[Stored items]

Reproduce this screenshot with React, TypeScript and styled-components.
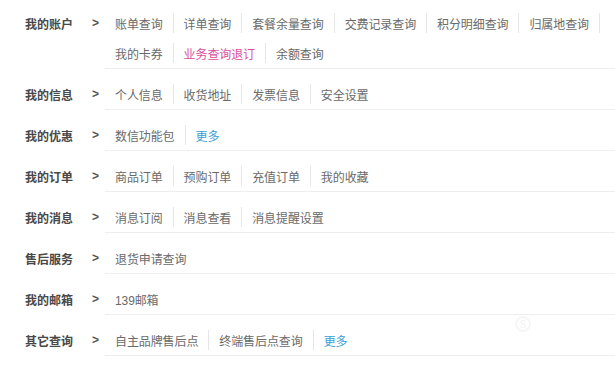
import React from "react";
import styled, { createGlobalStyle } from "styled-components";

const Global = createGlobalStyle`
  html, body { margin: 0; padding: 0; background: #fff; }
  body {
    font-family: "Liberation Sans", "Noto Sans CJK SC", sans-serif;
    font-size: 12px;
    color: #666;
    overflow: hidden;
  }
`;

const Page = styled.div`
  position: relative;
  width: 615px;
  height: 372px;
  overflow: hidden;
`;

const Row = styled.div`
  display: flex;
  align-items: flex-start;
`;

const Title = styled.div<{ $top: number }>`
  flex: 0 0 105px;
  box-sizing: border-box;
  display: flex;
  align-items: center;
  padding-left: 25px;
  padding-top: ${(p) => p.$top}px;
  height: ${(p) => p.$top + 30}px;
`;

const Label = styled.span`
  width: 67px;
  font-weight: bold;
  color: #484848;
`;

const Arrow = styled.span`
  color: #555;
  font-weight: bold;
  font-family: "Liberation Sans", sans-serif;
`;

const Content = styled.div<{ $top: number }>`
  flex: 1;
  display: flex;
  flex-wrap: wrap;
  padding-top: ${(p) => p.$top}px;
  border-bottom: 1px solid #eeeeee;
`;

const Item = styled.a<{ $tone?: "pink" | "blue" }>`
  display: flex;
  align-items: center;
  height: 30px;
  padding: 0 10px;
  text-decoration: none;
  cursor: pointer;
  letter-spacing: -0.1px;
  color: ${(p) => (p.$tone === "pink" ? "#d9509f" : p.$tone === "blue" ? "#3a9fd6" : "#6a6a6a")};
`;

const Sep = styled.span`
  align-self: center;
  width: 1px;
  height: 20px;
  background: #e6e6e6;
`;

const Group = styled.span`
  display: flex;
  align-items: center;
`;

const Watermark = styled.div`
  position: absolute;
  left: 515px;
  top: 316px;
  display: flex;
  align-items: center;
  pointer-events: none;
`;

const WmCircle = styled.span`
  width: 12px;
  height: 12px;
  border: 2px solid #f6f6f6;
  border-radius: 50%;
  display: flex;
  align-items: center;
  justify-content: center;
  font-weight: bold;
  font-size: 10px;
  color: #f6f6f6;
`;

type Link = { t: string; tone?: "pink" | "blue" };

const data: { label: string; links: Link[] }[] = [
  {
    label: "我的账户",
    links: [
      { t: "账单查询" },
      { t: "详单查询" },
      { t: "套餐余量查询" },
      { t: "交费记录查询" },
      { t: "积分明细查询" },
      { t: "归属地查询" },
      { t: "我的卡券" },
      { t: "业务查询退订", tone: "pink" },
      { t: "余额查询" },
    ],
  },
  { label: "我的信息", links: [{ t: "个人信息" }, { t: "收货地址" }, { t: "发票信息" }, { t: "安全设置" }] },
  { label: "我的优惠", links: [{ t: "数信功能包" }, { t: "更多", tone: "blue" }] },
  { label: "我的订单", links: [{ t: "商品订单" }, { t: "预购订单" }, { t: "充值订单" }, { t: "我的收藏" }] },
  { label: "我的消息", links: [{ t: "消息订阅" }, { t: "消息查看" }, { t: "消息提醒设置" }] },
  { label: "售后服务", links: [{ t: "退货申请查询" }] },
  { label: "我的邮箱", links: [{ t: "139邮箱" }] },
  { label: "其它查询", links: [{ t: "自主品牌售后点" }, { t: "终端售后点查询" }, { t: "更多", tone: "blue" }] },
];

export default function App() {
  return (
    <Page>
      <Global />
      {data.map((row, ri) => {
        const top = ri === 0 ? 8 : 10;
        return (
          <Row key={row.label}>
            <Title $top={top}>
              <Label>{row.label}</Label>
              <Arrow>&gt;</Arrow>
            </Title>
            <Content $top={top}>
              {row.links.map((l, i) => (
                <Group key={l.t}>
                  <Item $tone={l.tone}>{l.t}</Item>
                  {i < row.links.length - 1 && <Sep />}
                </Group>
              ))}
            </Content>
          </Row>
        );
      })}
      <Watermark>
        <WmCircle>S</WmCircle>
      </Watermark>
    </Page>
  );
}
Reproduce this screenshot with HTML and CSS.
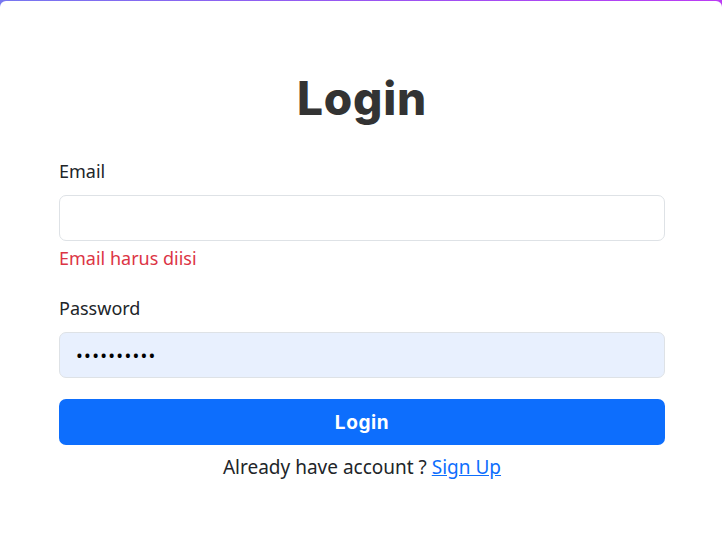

Written problem = Pictures are to be left out; repeat all the remaining data exactly.

Solution to this problem =
Reproduce this screenshot with React, TypeScript and styled-components.
import React from "react";
import styled, { createGlobalStyle } from "styled-components";

const Global = createGlobalStyle`
  html, body { margin: 0; padding: 0; background: #fff; }
  body {
    font-family: "Liberation Sans", "Noto Sans CJK SC", sans-serif;
    font-size: 12px;
    color: #666;
    overflow: hidden;
  }
`;

const Page = styled.div`
  position: relative;
  width: 615px;
  height: 372px;
  overflow: hidden;
`;

const Row = styled.div`
  display: flex;
  align-items: flex-start;
`;

const Title = styled.div<{ $top: number }>`
  flex: 0 0 105px;
  box-sizing: border-box;
  display: flex;
  align-items: center;
  padding-left: 25px;
  padding-top: ${(p) => p.$top}px;
  height: ${(p) => p.$top + 30}px;
`;

const Label = styled.span`
  width: 67px;
  font-weight: bold;
  color: #484848;
`;

const Arrow = styled.span`
  color: #555;
  font-weight: bold;
  font-family: "Liberation Sans", sans-serif;
`;

const Content = styled.div<{ $top: number }>`
  flex: 1;
  display: flex;
  flex-wrap: wrap;
  padding-top: ${(p) => p.$top}px;
  border-bottom: 1px solid #eeeeee;
`;

const Item = styled.a<{ $tone?: "pink" | "blue" }>`
  display: flex;
  align-items: center;
  height: 30px;
  padding: 0 10px;
  text-decoration: none;
  cursor: pointer;
  letter-spacing: -0.1px;
  color: ${(p) => (p.$tone === "pink" ? "#d9509f" : p.$tone === "blue" ? "#3a9fd6" : "#6a6a6a")};
`;

const Sep = styled.span`
  align-self: center;
  width: 1px;
  height: 20px;
  background: #e6e6e6;
`;

const Group = styled.span`
  display: flex;
  align-items: center;
`;

const Watermark = styled.div`
  position: absolute;
  left: 515px;
  top: 316px;
  display: flex;
  align-items: center;
  pointer-events: none;
`;

const WmCircle = styled.span`
  width: 12px;
  height: 12px;
  border: 2px solid #f6f6f6;
  border-radius: 50%;
  display: flex;
  align-items: center;
  justify-content: center;
  font-weight: bold;
  font-size: 10px;
  color: #f6f6f6;
`;

type Link = { t: string; tone?: "pink" | "blue" };

const data: { label: string; links: Link[] }[] = [
  {
    label: "我的账户",
    links: [
      { t: "账单查询" },
      { t: "详单查询" },
      { t: "套餐余量查询" },
      { t: "交费记录查询" },
      { t: "积分明细查询" },
      { t: "归属地查询" },
      { t: "我的卡券" },
      { t: "业务查询退订", tone: "pink" },
      { t: "余额查询" },
    ],
  },
  { label: "我的信息", links: [{ t: "个人信息" }, { t: "收货地址" }, { t: "发票信息" }, { t: "安全设置" }] },
  { label: "我的优惠", links: [{ t: "数信功能包" }, { t: "更多", tone: "blue" }] },
  { label: "我的订单", links: [{ t: "商品订单" }, { t: "预购订单" }, { t: "充值订单" }, { t: "我的收藏" }] },
  { label: "我的消息", links: [{ t: "消息订阅" }, { t: "消息查看" }, { t: "消息提醒设置" }] },
  { label: "售后服务", links: [{ t: "退货申请查询" }] },
  { label: "我的邮箱", links: [{ t: "139邮箱" }] },
  { label: "其它查询", links: [{ t: "自主品牌售后点" }, { t: "终端售后点查询" }, { t: "更多", tone: "blue" }] },
];

export default function App() {
  return (
    <Page>
      <Global />
      {data.map((row, ri) => {
        const top = ri === 0 ? 8 : 10;
        return (
          <Row key={row.label}>
            <Title $top={top}>
              <Label>{row.label}</Label>
              <Arrow>&gt;</Arrow>
            </Title>
            <Content $top={top}>
              {row.links.map((l, i) => (
                <Group key={l.t}>
                  <Item $tone={l.tone}>{l.t}</Item>
                  {i < row.links.length - 1 && <Sep />}
                </Group>
              ))}
            </Content>
          </Row>
        );
      })}
      <Watermark>
        <WmCircle>S</WmCircle>
      </Watermark>
    </Page>
  );
}
Reproduce this screenshot with HTML and CSS.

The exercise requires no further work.